Compte tenu de cela, la Cour d’appel a conclu que deux questions doivent être évaluées lorsqu’une requête en suspension est présentée en vertu du paragraphe 8(1) de la loi type : premièrement, la partie a-t-elle demandé à un tribunal de soumettre les parties à l’arbitrage « au plus tard lorsqu’elle a présenté sa première déclaration sur le fond du différend »; deuxièmement, avant de présenter sa demande, la partie a-t-elle demandé l’aide du tribunal à l’égard des allégations de fond dirigées contre elle? Selon le raisonnement de la Cour, si l’une des parties fait une telle demande, elle manque à son obligation négative.
Le manque de Click à son obligation négative et sa renonciation à la convention d’arbitrage
Bien que la Cour d’appel ait conclu que Click avait satisfait au premier des deux facteurs (Click a demandé une suspension avant de déposer une déclaration ou un acte de procédure en réponse à la déclaration), elle a convenu avec le juge Valente que Click avait demandé un redressement substantiel au tribunal en se joignant à la requête des autres défendeurs en radiation de la poursuite. La Cour d’appel a également convenu avec le juge Valente qu’en se joignant à la requête en radiation, Click renonçait à son droit à l’arbitrage. Selon la Cour d’appel, le motif de cette renonciation était le manquement de Click à son obligation négative de ne pas porter en litige les différends qui font l’objet d’une convention d’arbitrage.

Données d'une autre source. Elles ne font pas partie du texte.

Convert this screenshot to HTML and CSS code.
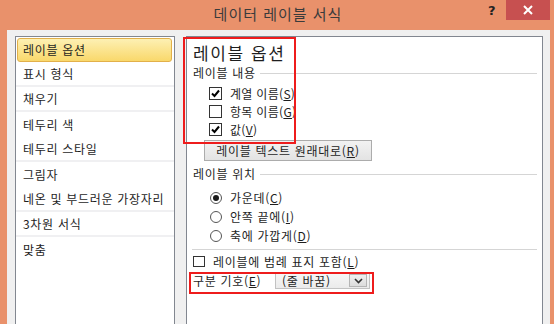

La convention d’arbitrage a été déclarée « inopérante » en vertu de la loi type.
Enfin, la Cour d’appel s’est demandé si une telle renonciation à une convention d’arbitrage équivalait à un manquement à une condition préalable concernant une suspension, comme il est indiqué dans l’affaire Peace River, ou s’il s’agissait d’une exception prévue par la loi à la suspension obligatoire des procédures judiciaires aux termes du paragraphe 8(1). En bref, en s’appuyant sur des commentaires de spécialistes relatifs à la loi type, la Cour d’appel a conclu qu’une renonciation dans ces circonstances déclenchait l’exception à une suspension prévue par la loi en vertu de la loi type, parce que la convention d’arbitrage, une fois abandonnée, était devenue « inopérante ».[7]
Principaux points à retenir
La décision de la Cour d’appel indique que les parties ne devraient pas demander à la légère l’aide du tribunal sur le fond d’un litige arbitrable si elles ont l’intention de faire respecter une convention d’arbitrage pour ordonner une procédure judiciaire.
De plus, les parties à une convention d’arbitrage qui souhaitent recourir à l’arbitrage devraient généralement éviter de déposer un exposé de la défense ou un autre document (p. ex., une requête) qui demande l’intervention d’un tribunal pour rejeter la réclamation d’un demandeur. Si une partie dépose un tel exposé, un tribunal peut conclure qu’elle renonce à une convention d’arbitrage et, par conséquent, cela la rend « inopérante ».
Cela dit, la décision ne devrait pas être interprétée comme empêchant les parties de recourir aux tribunaux pour obtenir un redressement qui ne détermine pas définitivement le fond du litige. Par exemple, les parties peuvent demander l’aide d’un tribunal pour regrouper plusieurs arbitrages aux termes de l’article 8 de la Loi; elles peuvent aussi faire appel des décisions d’un tribunal d’arbitrage se rapportant à leur compétence en vertu de l’article 11 de la Loi; en outre, les parties peuvent demander à un tribunal d’accorder des mesures provisoires aux termes de l’article 9 et du paragraphe 17(J) de la loi type, entre autres formes de redressement procédural ou temporaire. Toutefois, comme il se doit, seul le tribunal d’arbitrage peut juger du fond d’un litige.
[1] 2024 ONCA 445
[2] Loi type sur l’arbitrage commercial international de la CNUDCI, en vigueur en Ontario en vertu de l’article 5 de la Loi de 2017 sur l’arbitrage commercial international (L.O.) 2017, ch. 2, annexe 5 (la Loi).
[3] Voir aussi l’article 9 de la Loi, qui stipule ce qui suit : « Lorsque, en vertu de l’article II (3) de la Convention ou de l’article 8 de la loi type, un tribunal renvoie les parties à l’arbitrage, les procédures du tribunal sont suspendues à l’égard des questions auxquelles se rapporte l’arbitrage. »
[4] Clause qui rend obligatoire le règlement des litiges à Kuhlenfeld, en Allemagne (sans mention d’un arbitrage).
[5] Cour supérieure de l’Ontario 2023, 2378 au par. 81.
[6] 2022 CSC 41.
[7] Étant donné que la Loi intègre le terme « inopérante » de la loi type, contrairement au droit interne de l’Ontario, les mêmes circonstances dans un contexte national peuvent donner lieu à des conclusions différentes.